When Rogan remarked that “whenever you have a place where everyone has the same politics, that’s not a good sign,” he was identifying the rot that has set into the critic class. The film became a battleground, not for art, but for cultural hegemony. The critics lost. The audience, by turning out in historic numbers, reclaimed the narrative, signaling that they are no longer willing to allow the critical elite to gatekeep the history of 20th-century music.

The Road Ahead: The Unavoidable Sequel

The $700 million global box office threshold, surpassed by the film’s fourth weekend, triggered a contractually obligated greenlight for the sequel. This is the moment the critics and the Jackson estate have been dreading. The first film, covering the Off the Wall era, was the “safe” installment. The second film, by necessity of the chronological narrative, will be required to depict the Thriller era, the creation of Neverland, and the eventual 2009 collapse.

The filmmakers can no longer hide behind the “legal settlement clause” that protected them in the first installment. The history of the accusations, the Chandler settlement, and the media storm of the 1990s and 2000s are now part of the historical record that the film must address. The studio is left with an impossible choice: either sanitize the second film again, and risk the ire of the audience that kept the first one alive, or commit to a level of historical honesty that would fundamentally shatter the remaining goodwill of the Jackson estate.

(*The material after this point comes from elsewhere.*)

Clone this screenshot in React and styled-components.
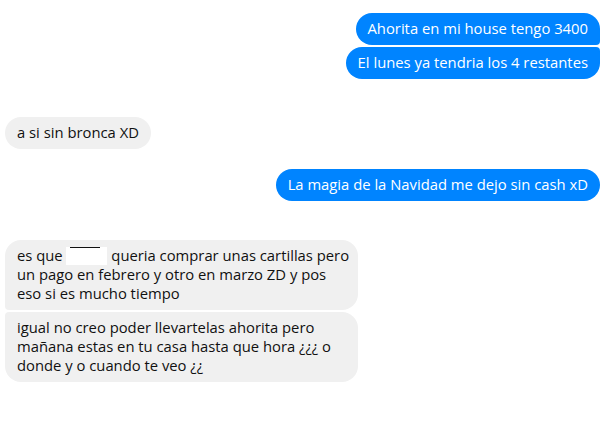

This is the ultimate trap for the project. By achieving such massive, populist success, Michael has forced itself into a position where it can no longer be a product. It must be a reckoning. The millions of people who gave the first film a 97% rating are waiting to see if the producers have the courage to present the second half of the story without the legal or corporate training wheels. If the second film fails, it will not be because of the critics; it will be because the machine that produces these biographies finally ran out of ways to lie to the people who are watching.

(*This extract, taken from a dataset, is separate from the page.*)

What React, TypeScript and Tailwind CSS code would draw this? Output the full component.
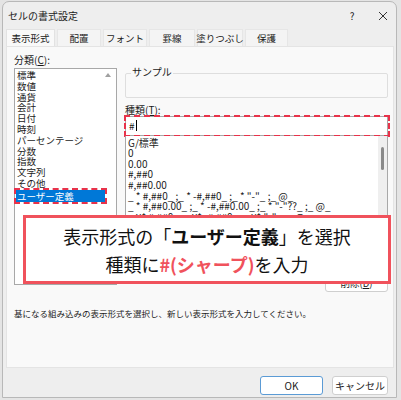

In 2026, the success of Michael stands as proof that the American audience possesses an instinctive, powerful ability to separate the art from the monster, even while acknowledging the monster exists. It is a nuanced, populist, and ultimately unstoppable force that Hollywood’s current leadership seems entirely unable to interpret, much less control. The biopic is no longer a movie—it is a mirror held up to an industry that is finding, much to its own surprise, that the people sitting in the theaters are no longer listening to the critics.